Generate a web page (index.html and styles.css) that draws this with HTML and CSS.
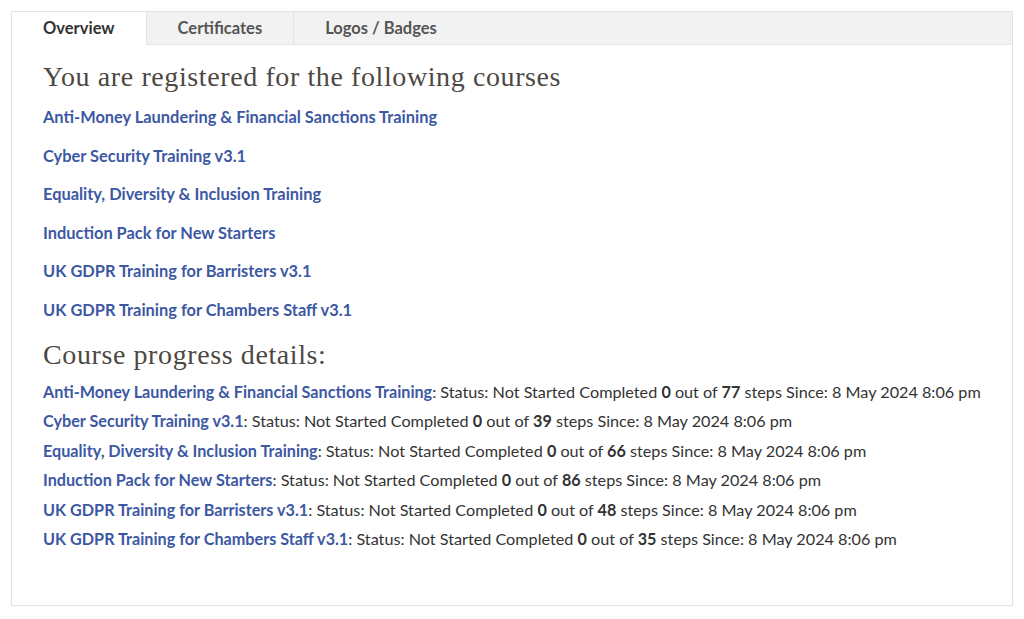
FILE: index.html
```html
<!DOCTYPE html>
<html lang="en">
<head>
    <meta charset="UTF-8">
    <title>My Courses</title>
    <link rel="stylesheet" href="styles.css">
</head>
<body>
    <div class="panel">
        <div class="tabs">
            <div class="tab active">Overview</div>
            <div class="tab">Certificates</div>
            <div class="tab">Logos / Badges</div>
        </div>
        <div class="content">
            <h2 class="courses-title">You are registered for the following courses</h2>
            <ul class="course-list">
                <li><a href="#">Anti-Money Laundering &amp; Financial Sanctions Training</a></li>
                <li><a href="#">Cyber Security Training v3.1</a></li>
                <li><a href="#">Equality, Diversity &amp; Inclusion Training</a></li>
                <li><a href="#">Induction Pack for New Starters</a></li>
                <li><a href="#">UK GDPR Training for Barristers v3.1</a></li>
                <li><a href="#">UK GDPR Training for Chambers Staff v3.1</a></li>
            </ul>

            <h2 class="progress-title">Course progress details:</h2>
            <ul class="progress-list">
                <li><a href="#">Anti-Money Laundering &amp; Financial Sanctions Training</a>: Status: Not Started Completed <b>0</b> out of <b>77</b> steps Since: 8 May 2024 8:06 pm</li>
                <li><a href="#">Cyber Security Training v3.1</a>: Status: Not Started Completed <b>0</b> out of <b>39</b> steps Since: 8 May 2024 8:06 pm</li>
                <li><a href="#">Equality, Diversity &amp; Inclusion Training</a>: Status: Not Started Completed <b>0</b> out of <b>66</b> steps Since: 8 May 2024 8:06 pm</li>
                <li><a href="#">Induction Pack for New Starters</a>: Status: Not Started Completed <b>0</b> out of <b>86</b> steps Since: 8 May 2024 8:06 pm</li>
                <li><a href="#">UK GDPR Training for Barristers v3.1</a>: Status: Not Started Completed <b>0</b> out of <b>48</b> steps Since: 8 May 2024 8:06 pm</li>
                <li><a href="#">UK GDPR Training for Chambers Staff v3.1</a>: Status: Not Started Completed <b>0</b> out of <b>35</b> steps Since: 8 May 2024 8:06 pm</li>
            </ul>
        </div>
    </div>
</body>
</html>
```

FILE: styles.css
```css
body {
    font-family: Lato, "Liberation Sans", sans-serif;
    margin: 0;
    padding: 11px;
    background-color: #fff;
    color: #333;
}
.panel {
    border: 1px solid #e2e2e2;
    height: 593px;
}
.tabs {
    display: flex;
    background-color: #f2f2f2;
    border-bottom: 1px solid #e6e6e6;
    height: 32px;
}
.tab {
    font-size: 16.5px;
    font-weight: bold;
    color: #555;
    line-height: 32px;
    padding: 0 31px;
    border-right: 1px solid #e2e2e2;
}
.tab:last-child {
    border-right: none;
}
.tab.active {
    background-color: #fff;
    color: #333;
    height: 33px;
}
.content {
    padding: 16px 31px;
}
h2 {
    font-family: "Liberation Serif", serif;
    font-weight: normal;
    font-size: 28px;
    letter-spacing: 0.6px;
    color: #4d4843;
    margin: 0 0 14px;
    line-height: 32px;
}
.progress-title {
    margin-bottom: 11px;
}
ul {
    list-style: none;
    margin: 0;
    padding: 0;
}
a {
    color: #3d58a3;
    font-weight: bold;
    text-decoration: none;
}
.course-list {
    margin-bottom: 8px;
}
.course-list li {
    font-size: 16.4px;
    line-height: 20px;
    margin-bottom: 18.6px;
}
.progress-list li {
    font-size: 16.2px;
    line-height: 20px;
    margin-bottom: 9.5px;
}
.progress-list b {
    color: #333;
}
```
⁂
• _WHAT TO DO_: Go through the data above and find the lines with the word "styles". Copy each of those lines.

• _RESULT OF THE TASK_:
Generate a web page (index.html and styles.css) that draws this with HTML and CSS.
    <link rel="stylesheet" href="styles.css">
FILE: styles.css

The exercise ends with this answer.